La rupture avec la dynastie permettrait à la Wallonie de renouer plus pleinement avec ses traditions de luttes sociales, avec son adhésion au socialisme, avec sa résistance héroïque au fascisme, avec l'esprit d'indépendance nationale belge, pouvant se muer en esprit d'indépendance wallonne, qui a animé cette résistance. Ce sont ces traditions wallonnes minimisées par la Belgique, et qui fait tout pour les gommer, qui donnent certaines chances à la Wallonie de ne pas être seulement un ensemble sous-belge de la Belgique, autrement dit, de devenir républicaine.

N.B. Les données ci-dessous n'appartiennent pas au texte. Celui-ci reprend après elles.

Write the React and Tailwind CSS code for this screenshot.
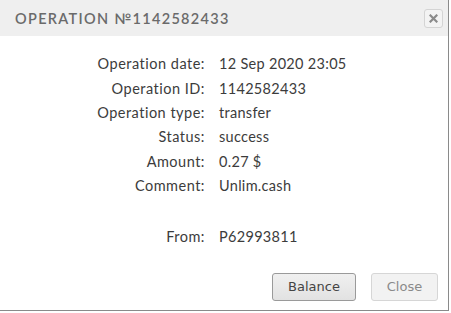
export default function App() {
  const rows = [
    ["Operation date:", "12 Sep 2020 23:05"],
    ["Operation ID:", "1142582433"],
    ["Operation type:", "transfer"],
    ["Status:", "success"],
    ["Amount:", "0.27 $"],
    ["Comment:", "Unlim.cash"],
  ];
  return (
    <div className="w-[451px] h-[313px] bg-white">
      <div className="w-[449px] h-[311px] border-r border-b border-[#8a8a8a] bg-white flex flex-col">
        <div className="h-[36px] bg-[#efefef] flex items-center justify-between pl-[15px] pr-[5px]">
          <span className="text-[14.5px] tracking-[0.09em] text-[#6a6a6a] font-['Lato',sans-serif] font-semibold pt-[1px]">
            OPERATION №1142582433
          </span>
          <div className="w-[19px] h-[19px] border border-[#d4d4d4] rounded-[3px] bg-[#f3f3f3] flex items-center justify-center">
            <svg width="9" height="9" viewBox="0 0 9 9">
              <path d="M1.5 1.5 L7.5 7.5 M7.5 1.5 L1.5 7.5" stroke="#8a8a8a" strokeWidth="2.2" strokeLinecap="square" />
            </svg>
          </div>
        </div>
        <div className="flex flex-col pt-[16px] font-['Lato',sans-serif] text-[14.5px] text-[#3c3c3c]">
          {rows.map(([k, v]) => (
            <div key={k} className="flex h-[24.4px] items-center">
              <div className="w-[205px] text-right tracking-[0.5px]">{k}</div>
              <div className="pl-[14px] tracking-[0.3px]">{v}</div>
            </div>
          ))}
          <div className="h-[27px]" />
          <div className="flex h-[24px] items-center">
            <div className="w-[205px] text-right tracking-[0.5px]">From:</div>
            <div className="pl-[14px] tracking-[0.3px]">P62993811</div>
          </div>
        </div>
        <div className="flex justify-end gap-[15px] pr-[10px] mt-auto mb-[9px] font-['DejaVu_Sans',sans-serif] text-[13px]">
          <button className="w-[84px] h-[28px] rounded-[3px] border border-[#9a9a9a] bg-gradient-to-b from-[#f0f0f0] to-[#e2e2e2] text-[#444]">
            Balance
          </button>
          <button className="w-[67px] h-[28px] rounded-[3px] border border-[#d6d6d6] bg-[#f2f2f2] text-[#8a8a8a]">
            Close
          </button>
        </div>
      </div>
    </div>
  );
}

Mais le succès n'est pas aussi sûr qu'on ne le pense. Il est évident en tout cas que la simple dissociation de la Belgique ne nous débarrassera pas du même coup de la culture politique malsaine qui fut et reste la nôtre. Cette culture politique, bien qu'elle s'exprime parfois dans les termes de la Foi chrétienne qui est mienne, relève tout simplement de la superstition et de l'idolâtrie. L'Evangile pardonne tout, sauf cette attitude qui est la négation même des hommes et des peuples. Sous toutes ses formes, l'idolâtrie condamne les peuples à vivre « aliénés » au sens précis de ce terme - à cause de et par un autre auquel on croit appartenir ou dont on pense dépendre -, sans jamais pouvoir se mettre entièrement debout, sans être à même de réfléchir et d'échanger, c'est-à-dire sans pouvoir pleinement se parler à soi et au monde. Le culte de la monarchie en Belgique indigne jusqu'à l'écoeurement. Les difficultés que nous éprouvons jusque dans notre élocution, le conformisme européiste de la politique étrangère belge, notre amnésie, la faiblesse de nos traditions intellectuelles, tout cela relève du même syndrome d'une Belgique incapable de répondre à la vieille injonction de l'Histoire « Lève-toi et marche! ».
Il est temps que la Belgique s'efface au profit de Républiques socialistes et citoyennes. Dans le cas contraire, ni les Flamands ni les Wallons ne seront véritablement des citoyens. Ils ne seront pas des citoyens de Flandre et de Wallonie, mais ils ne seront pas non plus des citoyens d'Europe et du monde.
- 1. Zala L. N'Kanza, Les origines du sous-développement politique au Congo belge, Presses Universitaires du Zaïre, Kinshasa, 1985, p. 193.